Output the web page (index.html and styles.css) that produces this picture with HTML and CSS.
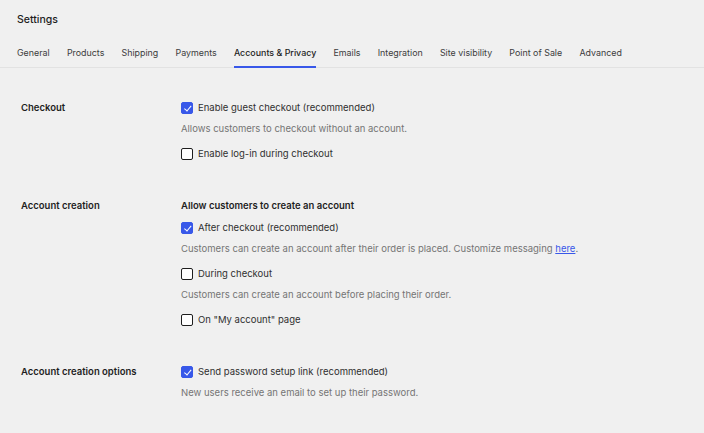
FILE: index.html
```html
<!DOCTYPE html>
<html>
<head>
<meta charset="utf-8">
<link rel="stylesheet" href="styles.css">
</head>
<body>
<header class="header">
  <h1 class="title">Settings</h1>
  <nav class="tabs">
    <a class="tab">General</a>
    <a class="tab">Products</a>
    <a class="tab">Shipping</a>
    <a class="tab">Payments</a>
    <a class="tab active">Accounts &amp; Privacy</a>
    <a class="tab">Emails</a>
    <a class="tab">Integration</a>
    <a class="tab">Site visibility</a>
    <a class="tab">Point of Sale</a>
    <a class="tab">Advanced</a>
  </nav>
</header>
<main class="content">
  <section class="row">
    <div class="label">Checkout</div>
    <div class="fields">
      <label class="check"><span class="box on"></span>Enable guest checkout (recommended)</label>
      <p class="desc">Allows customers to checkout without an account.</p>
      <label class="check"><span class="box"></span>Enable log-in during checkout</label>
    </div>
  </section>
  <section class="row">
    <div class="label">Account creation</div>
    <div class="fields">
      <div class="subhead">Allow customers to create an account</div>
      <label class="check"><span class="box on"></span>After checkout (recommended)</label>
      <p class="desc">Customers can create an account after their order is placed. Customize messaging <a class="link">here</a>.</p>
      <label class="check"><span class="box"></span>During checkout</label>
      <p class="desc">Customers can create an account before placing their order.</p>
      <label class="check"><span class="box"></span>On "My account" page</label>
    </div>
  </section>
  <section class="row">
    <div class="label">Account creation options</div>
    <div class="fields">
      <label class="check"><span class="box on"></span>Send password setup link (recommended)</label>
      <p class="desc">New users receive an email to set up their password.</p>
    </div>
  </section>
</main>
</body>
</html>
```
FILE: styles.css
```css
html, body {
  margin: 0;
  padding: 0;
  background: #f0f0f0;
  font-family: Inter, "Noto Sans", sans-serif;
  color: #1e1e1e;
}
.header {
  border-bottom: 1px solid #e2e2e2;
  padding: 0 17px;
}
.title {
  margin: 0;
  padding-top: 13px;
  height: 27px;
  font-size: 10.5px;
  font-weight: 500;
  line-height: 14px;
}
.tabs {
  display: flex;
  gap: 17.2px;
}
.tab {
  font-size: 8.9px;
  color: #3c3c3c;
  line-height: 12px;
  padding: 7px 0 7px;
  border-bottom: 2px solid transparent;
  margin-bottom: -1px;
}
.tab.active {
  color: #1e1e1e;
  font-weight: 500;
  border-bottom-color: #3858e9;
}
.content {
  padding: 30px 21px 0;
}
.row {
  display: flex;
  margin-bottom: 32px;
}
.label {
  width: 160px;
  font-size: 9.5px;
  font-weight: 600;
  line-height: 14px;
  padding-top: 3px;
}
.fields {
  display: flex;
  flex-direction: column;
}
.subhead {
  font-size: 9.5px;
  font-weight: 600;
  line-height: 14px;
  padding-top: 3px;
  margin-bottom: 5px;
}
.check {
  display: flex;
  align-items: center;
  gap: 5px;
  font-size: 9.5px;
  line-height: 20px;
  color: #2f2f2f;
}
.box {
  width: 10px;
  height: 10px;
  border: 1px solid #1e1e1e;
  border-radius: 2px;
  background: #fff;
  position: relative;
}
.box.on {
  background: #3858e9;
  border-color: #3858e9;
}
.box.on::after {
  content: "";
  position: absolute;
  left: 3.5px;
  top: 1px;
  width: 2.5px;
  height: 5.5px;
  border: solid #fff;
  border-width: 0 1.6px 1.6px 0;
  transform: rotate(40deg);
}
.desc {
  margin: 1px 0 5px;
  font-size: 9.5px;
  line-height: 20px;
  color: #757575;
}
.link {
  color: #3858e9;
  text-decoration: underline;
}
```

· · · ·

◆ **What you will do**: From the material above, gather all lines that include the string "styles" and copy them.

◆ **In response**:
Output the web page (index.html and styles.css) that produces this picture with HTML and CSS.
<link rel="stylesheet" href="styles.css">
FILE: styles.css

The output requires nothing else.